* [Exercise requirements] Set the listing down again exactly, please, apart from its pictures.
■ ■ ■ ■ ■ ■ ■
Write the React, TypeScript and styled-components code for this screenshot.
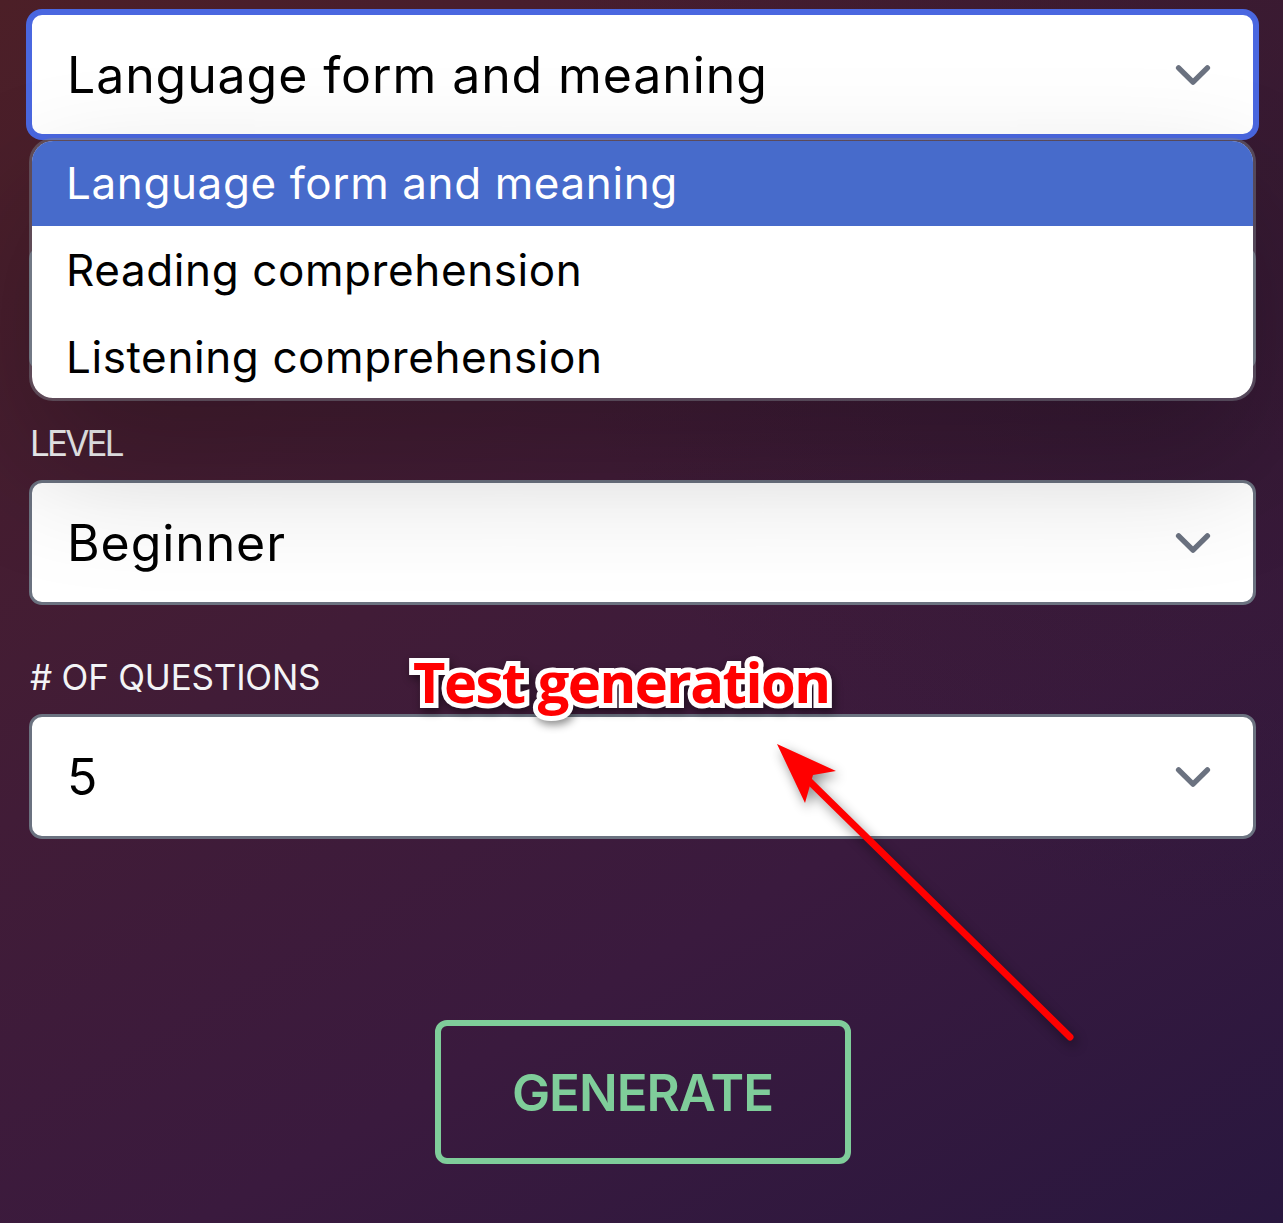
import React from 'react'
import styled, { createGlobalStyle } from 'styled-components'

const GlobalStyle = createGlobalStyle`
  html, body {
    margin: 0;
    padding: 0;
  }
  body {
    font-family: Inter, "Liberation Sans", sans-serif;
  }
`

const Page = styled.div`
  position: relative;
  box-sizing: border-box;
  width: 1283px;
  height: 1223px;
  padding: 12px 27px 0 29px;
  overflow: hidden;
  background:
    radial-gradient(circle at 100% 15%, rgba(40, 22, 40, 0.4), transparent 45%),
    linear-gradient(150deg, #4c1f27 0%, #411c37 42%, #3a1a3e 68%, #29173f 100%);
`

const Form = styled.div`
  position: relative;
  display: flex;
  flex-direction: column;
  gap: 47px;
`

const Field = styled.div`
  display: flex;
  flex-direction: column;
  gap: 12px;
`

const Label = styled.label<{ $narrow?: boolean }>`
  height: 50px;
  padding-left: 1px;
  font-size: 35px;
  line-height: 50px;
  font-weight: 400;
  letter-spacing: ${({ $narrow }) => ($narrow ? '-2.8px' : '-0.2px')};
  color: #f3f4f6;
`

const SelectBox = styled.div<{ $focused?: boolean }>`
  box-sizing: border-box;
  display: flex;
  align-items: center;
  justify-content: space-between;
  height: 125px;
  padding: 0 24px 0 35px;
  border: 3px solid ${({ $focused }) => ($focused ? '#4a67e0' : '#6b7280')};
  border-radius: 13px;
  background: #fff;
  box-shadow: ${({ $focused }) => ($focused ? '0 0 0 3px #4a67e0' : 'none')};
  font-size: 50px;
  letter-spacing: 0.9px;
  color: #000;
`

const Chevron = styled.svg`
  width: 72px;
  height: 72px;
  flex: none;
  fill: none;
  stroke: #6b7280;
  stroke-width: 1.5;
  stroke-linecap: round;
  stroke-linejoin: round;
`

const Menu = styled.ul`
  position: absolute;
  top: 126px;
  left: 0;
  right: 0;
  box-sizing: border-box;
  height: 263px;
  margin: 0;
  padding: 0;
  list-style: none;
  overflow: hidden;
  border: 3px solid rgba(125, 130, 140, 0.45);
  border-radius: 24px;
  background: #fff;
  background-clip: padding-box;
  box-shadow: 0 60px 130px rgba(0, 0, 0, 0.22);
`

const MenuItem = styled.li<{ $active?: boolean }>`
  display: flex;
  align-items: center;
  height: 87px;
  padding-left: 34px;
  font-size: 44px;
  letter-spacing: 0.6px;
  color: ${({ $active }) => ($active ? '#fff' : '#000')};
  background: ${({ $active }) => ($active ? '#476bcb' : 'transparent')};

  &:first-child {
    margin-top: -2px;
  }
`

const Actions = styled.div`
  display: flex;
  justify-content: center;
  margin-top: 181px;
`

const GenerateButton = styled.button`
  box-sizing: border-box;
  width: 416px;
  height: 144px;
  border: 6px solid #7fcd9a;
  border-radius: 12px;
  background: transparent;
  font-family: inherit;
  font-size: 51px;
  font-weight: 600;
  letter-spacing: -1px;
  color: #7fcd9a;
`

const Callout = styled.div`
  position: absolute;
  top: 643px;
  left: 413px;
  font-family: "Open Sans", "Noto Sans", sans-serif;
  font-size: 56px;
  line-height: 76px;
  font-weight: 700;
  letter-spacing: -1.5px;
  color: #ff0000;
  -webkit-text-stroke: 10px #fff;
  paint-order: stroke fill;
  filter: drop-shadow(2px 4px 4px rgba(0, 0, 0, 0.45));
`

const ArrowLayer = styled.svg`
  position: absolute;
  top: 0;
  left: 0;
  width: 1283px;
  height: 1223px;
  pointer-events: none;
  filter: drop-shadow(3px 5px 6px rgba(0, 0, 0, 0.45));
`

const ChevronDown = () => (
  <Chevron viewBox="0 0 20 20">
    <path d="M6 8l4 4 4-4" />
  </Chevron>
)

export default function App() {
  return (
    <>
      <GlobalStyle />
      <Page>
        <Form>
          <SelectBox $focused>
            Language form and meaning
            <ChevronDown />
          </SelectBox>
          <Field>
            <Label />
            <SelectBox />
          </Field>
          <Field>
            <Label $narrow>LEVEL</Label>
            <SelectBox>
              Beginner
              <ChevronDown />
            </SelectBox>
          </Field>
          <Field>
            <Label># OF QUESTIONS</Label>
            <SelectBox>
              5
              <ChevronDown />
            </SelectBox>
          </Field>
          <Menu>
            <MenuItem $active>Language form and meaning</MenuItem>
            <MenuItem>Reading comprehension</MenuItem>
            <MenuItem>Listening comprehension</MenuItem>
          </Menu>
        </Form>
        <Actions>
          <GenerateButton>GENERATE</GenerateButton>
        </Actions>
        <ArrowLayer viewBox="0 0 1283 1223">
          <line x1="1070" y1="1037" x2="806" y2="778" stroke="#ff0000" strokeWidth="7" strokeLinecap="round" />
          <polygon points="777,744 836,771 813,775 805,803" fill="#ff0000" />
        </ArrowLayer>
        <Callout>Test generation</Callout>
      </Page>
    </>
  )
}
■ ■ ■ ■ ■ ■ ■
* [In response]
Write the React, TypeScript and styled-components code for this screenshot.
import React from 'react'
import styled, { createGlobalStyle } from 'styled-components'

const GlobalStyle = createGlobalStyle`
  html, body {
    margin: 0;
    padding: 0;
  }
  body {
    font-family: Inter, "Liberation Sans", sans-serif;
  }
`

const Page = styled.div`
  position: relative;
  box-sizing: border-box;
  width: 1283px;
  height: 1223px;
  padding: 12px 27px 0 29px;
  overflow: hidden;
  background:
    radial-gradient(circle at 100% 15%, rgba(40, 22, 40, 0.4), transparent 45%),
    linear-gradient(150deg, #4c1f27 0%, #411c37 42%, #3a1a3e 68%, #29173f 100%);
`

const Form = styled.div`
  position: relative;
  display: flex;
  flex-direction: column;
  gap: 47px;
`

const Field = styled.div`
  display: flex;
  flex-direction: column;
  gap: 12px;
`

const Label = styled.label<{ $narrow?: boolean }>`
  height: 50px;
  padding-left: 1px;
  font-size: 35px;
  line-height: 50px;
  font-weight: 400;
  letter-spacing: ${({ $narrow }) => ($narrow ? '-2.8px' : '-0.2px')};
  color: #f3f4f6;
`

const SelectBox = styled.div<{ $focused?: boolean }>`
  box-sizing: border-box;
  display: flex;
  align-items: center;
  justify-content: space-between;
  height: 125px;
  padding: 0 24px 0 35px;
  border: 3px solid ${({ $focused }) => ($focused ? '#4a67e0' : '#6b7280')};
  border-radius: 13px;
  background: #fff;
  box-shadow: ${({ $focused }) => ($focused ? '0 0 0 3px #4a67e0' : 'none')};
  font-size: 50px;
  letter-spacing: 0.9px;
  color: #000;
`

const Chevron = styled.svg`
  width: 72px;
  height: 72px;
  flex: none;
  fill: none;
  stroke: #6b7280;
  stroke-width: 1.5;
  stroke-linecap: round;
  stroke-linejoin: round;
`

const Menu = styled.ul`
  position: absolute;
  top: 126px;
  left: 0;
  right: 0;
  box-sizing: border-box;
  height: 263px;
  margin: 0;
  padding: 0;
  list-style: none;
  overflow: hidden;
  border: 3px solid rgba(125, 130, 140, 0.45);
  border-radius: 24px;
  background: #fff;
  background-clip: padding-box;
  box-shadow: 0 60px 130px rgba(0, 0, 0, 0.22);
`

const MenuItem = styled.li<{ $active?: boolean }>`
  display: flex;
  align-items: center;
  height: 87px;
  padding-left: 34px;
  font-size: 44px;
  letter-spacing: 0.6px;
  color: ${({ $active }) => ($active ? '#fff' : '#000')};
  background: ${({ $active }) => ($active ? '#476bcb' : 'transparent')};

  &:first-child {
    margin-top: -2px;
  }
`

const Actions = styled.div`
  display: flex;
  justify-content: center;
  margin-top: 181px;
`

const GenerateButton = styled.button`
  box-sizing: border-box;
  width: 416px;
  height: 144px;
  border: 6px solid #7fcd9a;
  border-radius: 12px;
  background: transparent;
  font-family: inherit;
  font-size: 51px;
  font-weight: 600;
  letter-spacing: -1px;
  color: #7fcd9a;
`

const Callout = styled.div`
  position: absolute;
  top: 643px;
  left: 413px;
  font-family: "Open Sans", "Noto Sans", sans-serif;
  font-size: 56px;
  line-height: 76px;
  font-weight: 700;
  letter-spacing: -1.5px;
  color: #ff0000;
  -webkit-text-stroke: 10px #fff;
  paint-order: stroke fill;
  filter: drop-shadow(2px 4px 4px rgba(0, 0, 0, 0.45));
`

const ArrowLayer = styled.svg`
  position: absolute;
  top: 0;
  left: 0;
  width: 1283px;
  height: 1223px;
  pointer-events: none;
  filter: drop-shadow(3px 5px 6px rgba(0, 0, 0, 0.45));
`

const ChevronDown = () => (
  <Chevron viewBox="0 0 20 20">
    <path d="M6 8l4 4 4-4" />
  </Chevron>
)

export default function App() {
  return (
    <>
      <GlobalStyle />
      <Page>
        <Form>
          <SelectBox $focused>
            Language form and meaning
            <ChevronDown />
          </SelectBox>
          <Field>
            <Label />
            <SelectBox />
          </Field>
          <Field>
            <Label $narrow>LEVEL</Label>
            <SelectBox>
              Beginner
              <ChevronDown />
            </SelectBox>
          </Field>
          <Field>
            <Label># OF QUESTIONS</Label>
            <SelectBox>
              5
              <ChevronDown />
            </SelectBox>
          </Field>
          <Menu>
            <MenuItem $active>Language form and meaning</MenuItem>
            <MenuItem>Reading comprehension</MenuItem>
            <MenuItem>Listening comprehension</MenuItem>
          </Menu>
        </Form>
        <Actions>
          <GenerateButton>GENERATE</GenerateButton>
        </Actions>
        <ArrowLayer viewBox="0 0 1283 1223">
          <line x1="1070" y1="1037" x2="806" y2="778" stroke="#ff0000" strokeWidth="7" strokeLinecap="round" />
          <polygon points="777,744 836,771 813,775 805,803" fill="#ff0000" />
        </ArrowLayer>
        <Callout>Test generation</Callout>
      </Page>
    </>
  )
}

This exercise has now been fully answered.